The USA Exascale Computing Project (ECP) is focused on accelerating the delivery of a capable exascale computing ecosystem that delivers 50 times more computational science and data analytic application power than possible with DOE HPC systems such as Titan (ORNL) and Sequoia (LLNL). As next generation applications and experiments grow in concurrency and in complexity, the data produced often grows to extreme levels, limiting scientific knowledge discovery. In this presentation, I will talk about the new set of applications and experiments which push the edge of scientific data processing and simulation. I will present some of the exciting new research in this area to cope with this tsunami of data, along with the challenges in implementing these effectively on next-generation computer architectures. In this presentation I will also focus on the ADIOS framework a next generation to ingest, reduce, and move data on HPC systems and over the WAN to other computational resources.
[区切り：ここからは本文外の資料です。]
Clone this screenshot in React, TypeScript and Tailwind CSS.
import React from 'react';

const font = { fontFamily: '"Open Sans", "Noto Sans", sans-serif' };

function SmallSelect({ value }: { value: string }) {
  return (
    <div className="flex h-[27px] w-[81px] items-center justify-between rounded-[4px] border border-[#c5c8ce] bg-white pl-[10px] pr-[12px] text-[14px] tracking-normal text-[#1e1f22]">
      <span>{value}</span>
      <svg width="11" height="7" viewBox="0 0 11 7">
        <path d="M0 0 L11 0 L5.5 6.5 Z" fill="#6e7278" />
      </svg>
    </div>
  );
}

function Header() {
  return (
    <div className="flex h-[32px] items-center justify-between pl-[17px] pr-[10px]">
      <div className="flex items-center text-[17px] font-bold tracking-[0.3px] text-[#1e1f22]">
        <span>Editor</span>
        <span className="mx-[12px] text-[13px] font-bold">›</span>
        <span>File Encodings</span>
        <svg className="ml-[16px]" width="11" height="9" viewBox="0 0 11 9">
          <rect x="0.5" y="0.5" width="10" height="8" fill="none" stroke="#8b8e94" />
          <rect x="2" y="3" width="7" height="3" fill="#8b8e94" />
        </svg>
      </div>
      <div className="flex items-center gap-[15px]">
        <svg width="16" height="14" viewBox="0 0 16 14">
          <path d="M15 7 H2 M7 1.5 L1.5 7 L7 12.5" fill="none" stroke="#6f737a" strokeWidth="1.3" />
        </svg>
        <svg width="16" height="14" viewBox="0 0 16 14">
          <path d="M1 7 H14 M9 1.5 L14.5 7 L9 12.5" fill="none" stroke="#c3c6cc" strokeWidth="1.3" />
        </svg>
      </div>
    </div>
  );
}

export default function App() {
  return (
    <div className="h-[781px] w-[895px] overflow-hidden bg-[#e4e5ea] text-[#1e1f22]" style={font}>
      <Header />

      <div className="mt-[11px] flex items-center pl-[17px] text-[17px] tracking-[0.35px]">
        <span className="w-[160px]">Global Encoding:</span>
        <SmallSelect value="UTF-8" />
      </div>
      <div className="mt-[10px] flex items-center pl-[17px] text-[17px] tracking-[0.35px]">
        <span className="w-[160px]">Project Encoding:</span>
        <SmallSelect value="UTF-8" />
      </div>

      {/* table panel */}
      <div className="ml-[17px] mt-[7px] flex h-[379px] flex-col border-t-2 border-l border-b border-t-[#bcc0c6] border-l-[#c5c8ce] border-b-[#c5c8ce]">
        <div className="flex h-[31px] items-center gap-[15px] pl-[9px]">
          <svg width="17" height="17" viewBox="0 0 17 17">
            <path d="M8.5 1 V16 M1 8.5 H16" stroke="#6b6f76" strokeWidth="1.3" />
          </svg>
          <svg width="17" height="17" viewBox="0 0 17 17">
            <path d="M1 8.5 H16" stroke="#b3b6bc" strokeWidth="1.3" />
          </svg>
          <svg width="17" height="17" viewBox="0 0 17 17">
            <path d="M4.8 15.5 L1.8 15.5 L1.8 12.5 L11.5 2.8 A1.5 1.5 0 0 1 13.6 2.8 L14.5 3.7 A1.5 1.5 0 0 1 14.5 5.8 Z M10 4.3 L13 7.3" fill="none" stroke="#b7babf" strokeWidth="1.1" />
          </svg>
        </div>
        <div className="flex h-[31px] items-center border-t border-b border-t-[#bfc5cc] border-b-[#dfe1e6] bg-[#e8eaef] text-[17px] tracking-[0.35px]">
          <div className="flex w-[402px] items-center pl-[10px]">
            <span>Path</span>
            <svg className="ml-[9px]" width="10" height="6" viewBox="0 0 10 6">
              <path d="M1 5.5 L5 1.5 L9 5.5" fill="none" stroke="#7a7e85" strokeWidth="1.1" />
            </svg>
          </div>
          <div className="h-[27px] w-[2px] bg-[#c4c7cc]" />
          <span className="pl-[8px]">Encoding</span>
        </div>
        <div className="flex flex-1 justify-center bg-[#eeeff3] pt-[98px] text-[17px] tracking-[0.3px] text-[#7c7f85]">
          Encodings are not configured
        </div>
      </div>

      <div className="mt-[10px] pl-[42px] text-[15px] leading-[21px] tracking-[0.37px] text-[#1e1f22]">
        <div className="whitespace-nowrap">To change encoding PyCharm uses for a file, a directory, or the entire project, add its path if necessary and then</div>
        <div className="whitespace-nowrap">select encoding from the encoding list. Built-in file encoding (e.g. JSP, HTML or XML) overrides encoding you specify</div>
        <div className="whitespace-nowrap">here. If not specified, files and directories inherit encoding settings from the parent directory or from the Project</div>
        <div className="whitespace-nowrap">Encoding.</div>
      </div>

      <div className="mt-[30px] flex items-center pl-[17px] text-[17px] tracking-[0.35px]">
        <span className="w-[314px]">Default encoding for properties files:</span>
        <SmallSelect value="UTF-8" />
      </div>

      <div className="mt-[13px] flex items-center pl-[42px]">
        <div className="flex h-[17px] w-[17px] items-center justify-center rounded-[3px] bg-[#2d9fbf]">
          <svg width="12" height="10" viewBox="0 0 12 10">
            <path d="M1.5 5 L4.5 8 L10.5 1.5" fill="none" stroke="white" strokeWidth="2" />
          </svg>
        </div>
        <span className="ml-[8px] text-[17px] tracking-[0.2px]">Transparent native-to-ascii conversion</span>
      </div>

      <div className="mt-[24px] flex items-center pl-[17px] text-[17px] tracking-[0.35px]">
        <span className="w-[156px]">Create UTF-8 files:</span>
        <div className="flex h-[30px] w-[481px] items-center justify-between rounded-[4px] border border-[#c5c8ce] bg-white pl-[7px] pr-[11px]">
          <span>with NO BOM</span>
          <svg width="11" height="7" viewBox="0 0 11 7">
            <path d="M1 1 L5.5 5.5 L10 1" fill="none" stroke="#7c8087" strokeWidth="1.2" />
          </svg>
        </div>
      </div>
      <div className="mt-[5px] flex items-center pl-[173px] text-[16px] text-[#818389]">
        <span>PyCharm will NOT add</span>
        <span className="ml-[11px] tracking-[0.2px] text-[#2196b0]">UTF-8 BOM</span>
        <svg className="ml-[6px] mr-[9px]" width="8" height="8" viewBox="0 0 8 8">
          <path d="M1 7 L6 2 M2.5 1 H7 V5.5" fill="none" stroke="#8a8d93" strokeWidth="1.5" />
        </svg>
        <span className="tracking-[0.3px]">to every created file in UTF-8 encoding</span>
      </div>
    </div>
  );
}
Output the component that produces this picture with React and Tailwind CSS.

I will also focus on in situ data processing infrastructure and next generation data compression algorithms.
※紹介されるツールのチュートリアルが同日午後に行われます。
[ Time table ]13:00-16:00 ADIOS2 Tutorial
Lecturers: Scott Klasky (ORNL), Norbert Podhorszki (ORNL)
興味を持たれた方は、ADIOS2 Adaptable I/O Frameworkチュートリアル 開催(4月15日・神戸)をご覧下さい。

第166回 第1部
日時: 2019年3月25日(月)、15:00 - 16:00
場所: R-CCS 1階セミナー室

・講演題目:米国における気候数値モデルの開発状況報告
・講演者:吉田 龍二 (Unversity of Colorado Boulder, CIRES/NOAA ESRL)
※発表は日本語、スライドは英語

講演要旨: 詳細を見る

米国における気候数値モデル開発の一例をご紹介いたします。発表者は米国エネルギー省SciDACプロジェクトを通してE3SMという全球モデル開発に参加しています。E3SMはエネルギー問題を解決するために,高解像度の地球環境シミュレーションを実施し、水循環,雪氷-海洋系,そして生物圏の理解を進めることを目的に開発されているモデルです。計算能力向上のために,機械学習やGPUコンピューティングにも力を入れており、米国エネルギー省の次世代スーパーコンピュータ「Shasta」で計算が実行される予定です。この次世代機はクレイ社によって発表されたばかりで,AMD,Intel,ARM,そしてGPUといった様々な計算コアが実装される予定です。モデル開発者は,まだ見ぬ次世代機に適用するため様々な手法を考えています。

第166回 第2部
日時: 2019年3月25日(月)、16:00 - 17:00
場所: R-CCS 1階セミナー室

・講演題目:Agent-based model (ABM) for city-scale traffic simulation: a case study on San Francisco.
・講演者:Bingyu Zhao, University of California at Berkeley
※発表・スライド共に英語

講演要旨: 詳細を見る

Agent-Based Model (ABM) is a promising tool for city-scale traffic simulation to understand the complex behaviour of the entire urban transportation system under different scenarios. In the ABM, traffic is intuitively simulated as movements and interactions between large numbers of agents, each capable of finding the route for an individual traveller or vehicle. In this talk, the development of such an ABM simulation tool will be presented to reproduce the traffic patterns of the city of San Francisco. The model features a detailed road network and hour-long simulation time step to capture realistic variations in traffic conditions. Agent speed is determined according to a simplified volume-delay macroscopic relationship, which is more efficient than applying microscopic rules (e.g., car following) for evaluating city-scale traffic conditions. Two particular challenges of building such an ABM will be discussed in particular: data availability and computational cost. The key inputs to the ABM are sourced from standard and publicly available datasets, including the travel demand surveys published by local transport authorities and the road network data from the OpenStreetMap. In addition, an efficient priorityqueue based Dijkstra algorithm is implemented to overcome the computational bottleneck of agent routing. The ABM is designed to run on High Performance Computing (HPC) clusters, thereby improving the computational speed significantly. Preliminary validation of the ABM is conducted by comparing its results with a published model. Overall, the ABM has been demonstrated to run efficiently and produce reliable results. Use cases of the ABM tool will be demonstrated through two examples, including evaluating the value of real-time traffic information and assessing the outcomes of complex network-level emission mitigation measures.